The smooth functioning of securities markets, in which bonds and stocks are traded, involves several financial institutions, including securities brokers and dealers, investment banks, and organized exchanges. None of these institutions were included in our list of financial intermediaries in Chapter 2, because they do not perform the intermediation function of acquiring funds by issuing liabilities and then using the funds to acquire financial assets. Nonetheless, they are important in the process of channeling funds from savers to spenders and can be thought of as "financial facilitators."

First, however, we must recall the distinction between primary and secondary securities markets discussed in Chapter 2. In a primary market, new issues of a security are sold to buyers by the corporation or government agency borrowing the funds. A secondary market then trades the securities that have been sold in the primary market (and so are secondhand).
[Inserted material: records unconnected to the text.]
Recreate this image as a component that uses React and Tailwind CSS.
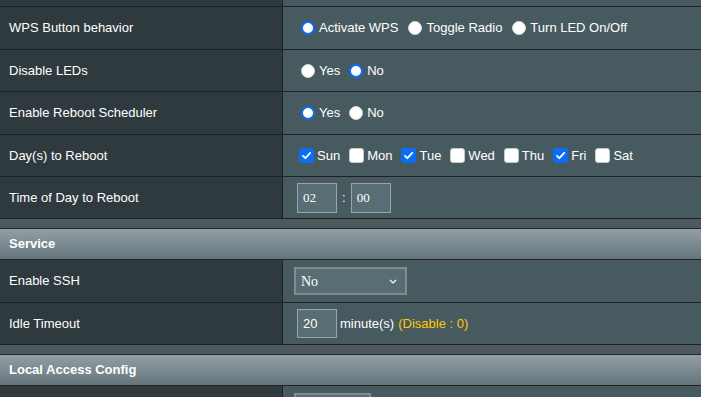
import React from 'react';

const days = [
  { name: 'Sun', on: true },
  { name: 'Mon', on: false },
  { name: 'Tue', on: true },
  { name: 'Wed', on: false },
  { name: 'Thu', on: false },
  { name: 'Fri', on: true },
  { name: 'Sat', on: false },
];

function Radio({ checked, label }) {
  return (
    <label className="flex items-center">
      {checked ? (
        <span className="w-[14px] h-[14px] rounded-full bg-white border-2 border-[#0b6cf4] box-border" />
      ) : (
        <span className="w-[14px] h-[14px] rounded-full bg-white border border-[#d6d6d6] box-border" />
      )}
      <span className="ml-[4px]">{label}</span>
    </label>
  );
}

function Check({ checked, label }) {
  return (
    <label className="flex items-center">
      {checked ? (
        <span className="w-[15px] h-[15px] rounded-[3px] bg-[#0b6cf4] flex items-center justify-center">
          <svg width="11" height="11" viewBox="0 0 11 11" fill="none">
            <path d="M2 5.8 L4.4 8.2 L9.2 2.8" stroke="white" strokeWidth="1.8" strokeLinecap="round" strokeLinejoin="round" />
          </svg>
        </span>
      ) : (
        <span className="w-[15px] h-[15px] rounded-[3px] bg-white border border-[#c9c9c9] box-border" />
      )}
      <span className="ml-[3px]">{label}</span>
    </label>
  );
}

function Row({ label, h, children, first }) {
  return (
    <div className={`flex ${first ? '' : 'border-t border-[#222]'} ${h}`}>
      <div className="w-[283px] shrink-0 bg-[#2f3a3e] border-r border-[#222] pl-[9px] flex items-center">
        {label}
      </div>
      <div className="flex-1 bg-[#475a5f] flex items-center">{children}</div>
    </div>
  );
}

function Header({ title }) {
  return (
    <div className="border-t border-[#222] h-[31px] bg-linear-to-b from-[#92a0a5] to-[#66757c] pl-[9px] flex items-center font-bold">
      {title}
    </div>
  );
}

function Gap() {
  return <div className="border-t border-[#222] h-[10px] bg-[#4d595d]" />;
}

export default function App() {
  return (
    <div className="w-[701px] h-[397px] overflow-hidden bg-[#4d595d] text-white text-[13px] font-['Liberation_Sans',Arial,sans-serif]">
      <Row first h="h-[6px]" label="" />

      <Row label="WPS Button behavior" h="h-[43px]">
        <div className="pl-[18px] flex items-center gap-[10px]">
          <Radio checked label="Activate WPS" />
          <Radio label="Toggle Radio" />
          <Radio label="Turn LED On/Off" />
        </div>
      </Row>

      <Row label="Disable LEDs" h="h-[42px]">
        <div className="pl-[18px] flex items-center gap-[9px]">
          <Radio label="Yes" />
          <Radio checked label="No" />
        </div>
      </Row>

      <Row label="Enable Reboot Scheduler" h="h-[43px]">
        <div className="pl-[18px] flex items-center gap-[9px]">
          <Radio checked label="Yes" />
          <Radio label="No" />
        </div>
      </Row>

      <Row label="Day(s) to Reboot" h="h-[42px]">
        <div className="pl-[16px] flex items-center gap-[9px]">
          {days.map((d) => (
            <Check key={d.name} checked={d.on} label={d.name} />
          ))}
        </div>
      </Row>

      <Row label="Time of Day to Reboot" h="h-[42px]">
        <div className="pl-[14px] flex items-center">
          <div className="w-[40px] h-[30px] border border-[#98a6aa] bg-[#596e74] pl-[5px] flex items-center font-['Liberation_Serif','Times_New_Roman',serif]">
            02
          </div>
          <span className="mx-[5px]">:</span>
          <div className="w-[40px] h-[30px] border border-[#98a6aa] bg-[#596e74] pl-[5px] flex items-center font-['Liberation_Serif','Times_New_Roman',serif]">
            00
          </div>
        </div>
      </Row>

      <Gap />
      <Header title="Service" />

      <Row label="Enable SSH" h="h-[43px]">
        <div className="pl-[11px] flex items-center">
          <div className="w-[113px] h-[28px] border-2 border-[#7f8c90] bg-[#596e74] pl-[5px] pr-[8px] flex items-center justify-between">
            <span className="text-[14px] font-['Liberation_Serif','Times_New_Roman',serif]">No</span>
            <svg width="8" height="5" viewBox="0 0 8 5" fill="none">
              <path d="M1 1 L4 4 L7 1" stroke="white" strokeWidth="1.2" />
            </svg>
          </div>
        </div>
      </Row>

      <Row label="Idle Timeout" h="h-[42px]">
        <div className="pl-[14px] flex items-center">
          <div className="w-[40px] h-[29px] border border-[#98a6aa] bg-[#596e74] pl-[5px] flex items-center">
            20
          </div>
          <span className="ml-[3px]">minute(s)</span>
          <span className="ml-[4px] text-[#ffcc00]">(Disable : 0)</span>
        </div>
      </Row>

      <Gap />
      <Header title="Local Access Config" />

      <Row label="" h="h-[20px]">
        <div className="pl-[11px] self-start pt-[7px]">
          <div className="w-[77px] h-[28px] border-2 border-[#7f8c90] bg-[#596e74]" />
        </div>
      </Row>
    </div>
  );
}
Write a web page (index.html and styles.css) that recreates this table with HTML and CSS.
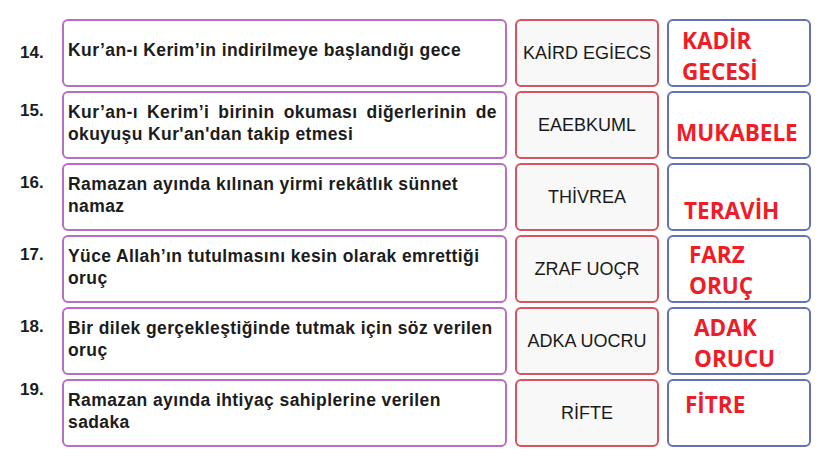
FILE: index.html
```html
<!DOCTYPE html>
<html lang="tr">
<head>
<meta charset="utf-8">
<title>Eşleştirme</title>
<link rel="stylesheet" href="styles.css">
</head>
<body>
<main class="sheet">
  <div class="num num--14">14.</div>
  <div class="q q--single">Kur’an-ı Kerim’in indirilmeye başlandığı gece</div>
  <div class="scramble">KAİRD EGİECS</div>
  <div class="ans"><span class="ans-text ans--kadir">KADİR<br>GECESİ</span></div>

  <div class="num">15.</div>
  <div class="q q--justify">Kur’an-ı Kerim’i birinin okuması diğerlerinin de okuyuşu Kur'an'dan takip etmesi</div>
  <div class="scramble">EAEBKUML</div>
  <div class="ans"><span class="ans-text ans--mukabele">MUKABELE</span></div>

  <div class="num">16.</div>
  <div class="q">Ramazan ayında kılınan yirmi rekâtlık sünnet namaz</div>
  <div class="scramble">THİVREA</div>
  <div class="ans"><span class="ans-text ans--teravih">TERAVİH</span></div>

  <div class="num">17.</div>
  <div class="q">Yüce Allah’ın tutulmasını kesin olarak emrettiği oruç</div>
  <div class="scramble">ZRAF UOÇR</div>
  <div class="ans"><span class="ans-text ans--farz">FARZ<br>ORUÇ</span></div>

  <div class="num">18.</div>
  <div class="q">Bir dilek gerçekleştiğinde tutmak için söz verilen oruç</div>
  <div class="scramble">ADKA UOCRU</div>
  <div class="ans"><span class="ans-text ans--adak">ADAK<br>ORUCU</span></div>

  <div class="num num--19">19.</div>
  <div class="q">Ramazan ayında ihtiyaç sahiplerine verilen sadaka</div>
  <div class="scramble">RİFTE</div>
  <div class="ans"><span class="ans-text ans--fitre">FİTRE</span></div>
</main>
</body>
</html>
```

FILE: styles.css
```css
html, body {
  margin: 0;
  padding: 0;
  background: #ffffff;
}

.sheet {
  display: grid;
  grid-template-columns: 54px 445px 144px 144px;
  grid-auto-rows: 68px;
  column-gap: 8px;
  row-gap: 4px;
  padding-top: 19px;
  font-family: "Liberation Sans", Arial, sans-serif;
  color: #1c1c1c;
}

.num {
  padding-left: 20px;
  padding-top: 9px;
  font-size: 17px;
  font-weight: bold;
  line-height: 22px;
}

.num--14 {
  padding-top: 23px;
}

.num--19 {
  padding-top: 0;
}

.q {
  box-sizing: border-box;
  border: 2px solid #b96ec5;
  border-radius: 6px;
  padding: 0 8px 4px 4px;
  display: flex;
  align-items: center;
  font-size: 17.5px;
  letter-spacing: 0.4px;
  font-weight: bold;
  line-height: 22.5px;
}

.q--justify {
  text-align: justify;
}

.q--single {
  padding-bottom: 6px;
}

.scramble {
  box-sizing: border-box;
  border: 2px solid #d8535f;
  border-radius: 6px;
  background: #f7f8f7;
  display: flex;
  align-items: center;
  justify-content: center;
  font-size: 18px;
  color: #1a1a1a;
}

.ans {
  box-sizing: border-box;
  border: 2px solid #6570bb;
  border-radius: 6px;
  display: flex;
  align-items: center;
  padding-left: 13px;
}

.ans-text {
  font-family: "Open Sans", sans-serif;
  font-weight: bold;
  font-size: 22.5px;
  line-height: 31px;
  color: #ee1d27;
}

.ans--kadir { margin-top: 6px; }
.ans--mukabele { margin-top: 14px; margin-left: -6px; }
.ans--teravih { margin-top: 26px; margin-left: 2px; }
.ans--farz { margin-top: 2px; margin-left: 7px; }
.ans--adak { margin-top: 4px; margin-left: 12px; }
.ans--fitre { margin-top: -17px; margin-left: 3px; }
```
Investment banks assist in the initial sale of securities in the primary market; securities brokers and dealers assist in the trading of securities in the secondary markets, some of which are organized into exchanges.

Investment Banking

When a corporation wishes to borrow (raise) funds, it normally hires the services of an investment banker to help sell its securities. (Despite its name, an investment bank is not a bank in the ordinary sense; that is, it is not engaged in financial intermediation that takes in deposits and then lends them out.) Some of the well-known U.S. investment banking firms are Merrill Lynch, Salomon Smith Barney, Morgan Stanley Dean Witter, Goldman Sachs, Lehman Brothers, and Credit Suisse First Boston, which have been very successful not only in the United States but outside it as well.
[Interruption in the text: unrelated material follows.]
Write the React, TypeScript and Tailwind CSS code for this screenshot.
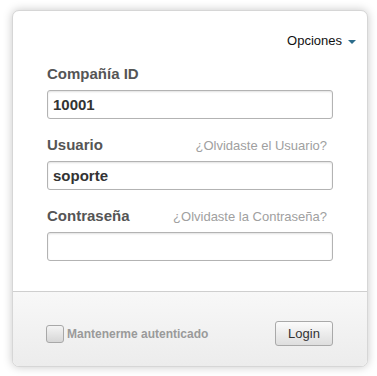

Investment bankers assist in the sale of securities as follows. First, they advise the corporation on whether it should issue bonds or stock. If they suggest that the corporation issue bonds, investment bankers give advice on what the maturity and interest payments on the bonds should be. If they suggest that the corporation should sell stock, they give advice on what the price should be. This is fairly easy to do if the firm has prior issues currently selling in the market, called seasoned issues. However, when a firm issues stock for the first time in an initial public offering (IPO),it is more difficult to determine what the correct price should be. All the skills and expertise of the investment banking firm then need to be brought to bear to determine the most appropriate price. IPOs have become very important in the U.S. economy, because they are a major source of financing for Internet companies, which became all the rage on Wall Street in the late 1990s. Not only have IPOs helped these companies to acquire capital to substantially expand their operations, but they have also made the original owners of these firms very rich. Many a nerdy 20- to 30-year-old became an instant millionaire when his stake in his Internet company was given a high valuation after the initial public offering of shares in the company. However, with the bursting of the tech bubble in 2000, many of them lost much of their wealth when the value of their shares came tumbling down to earth.
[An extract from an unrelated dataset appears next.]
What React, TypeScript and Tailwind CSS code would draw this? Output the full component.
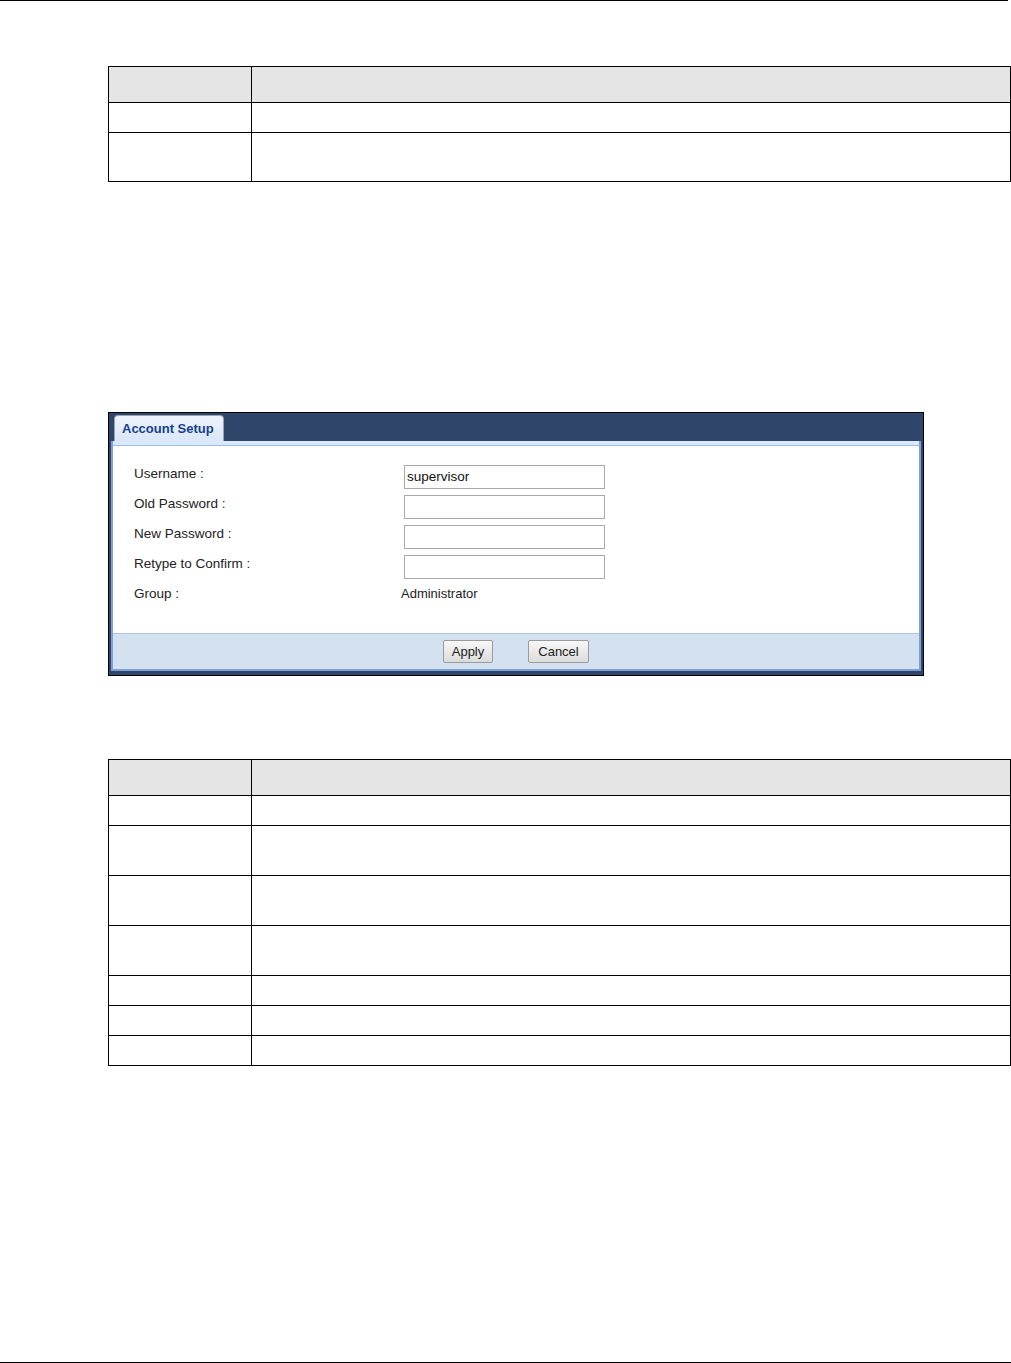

When the corporation decides which kind of financial instrument it will issue, it offers the issue to underwriters—investment bankers that guarantee the corporation a price on the securities and then sell them to the public. If the issue is small, only one investment banking firm underwrites it (usually the original investment banking firm hired to provide advice on the issue). If the issue is large, several investment banking firms form a syndicate to underwrite the issue jointly, thus limiting the risk that any one investment bank must take. The underwriters sell the securities to the general public by contacting potential buyers, such as banks and insurance companies, directly.

The activities of investment bankers and the operation of primary markets are heavily regulated by the Securities and Exchange Commission (SEC), which was created by the Securities and Exchange Acts of 1933 and 1934 to ensure that adequate information reaches prospective investors. Issuers of new securities to the general public (for amounts greater than $1.5 million in a year with a maturity longer than 270 days) must file a registration statement with the SEC and must provide to potential investors a prospectus containing all relevant information on the securities. The issuer must then wait 20 days after the registration statement is filed with the SEC before it can sell any of the securities. If the SEC does not object during the 20-day waiting period, the securities can be sold.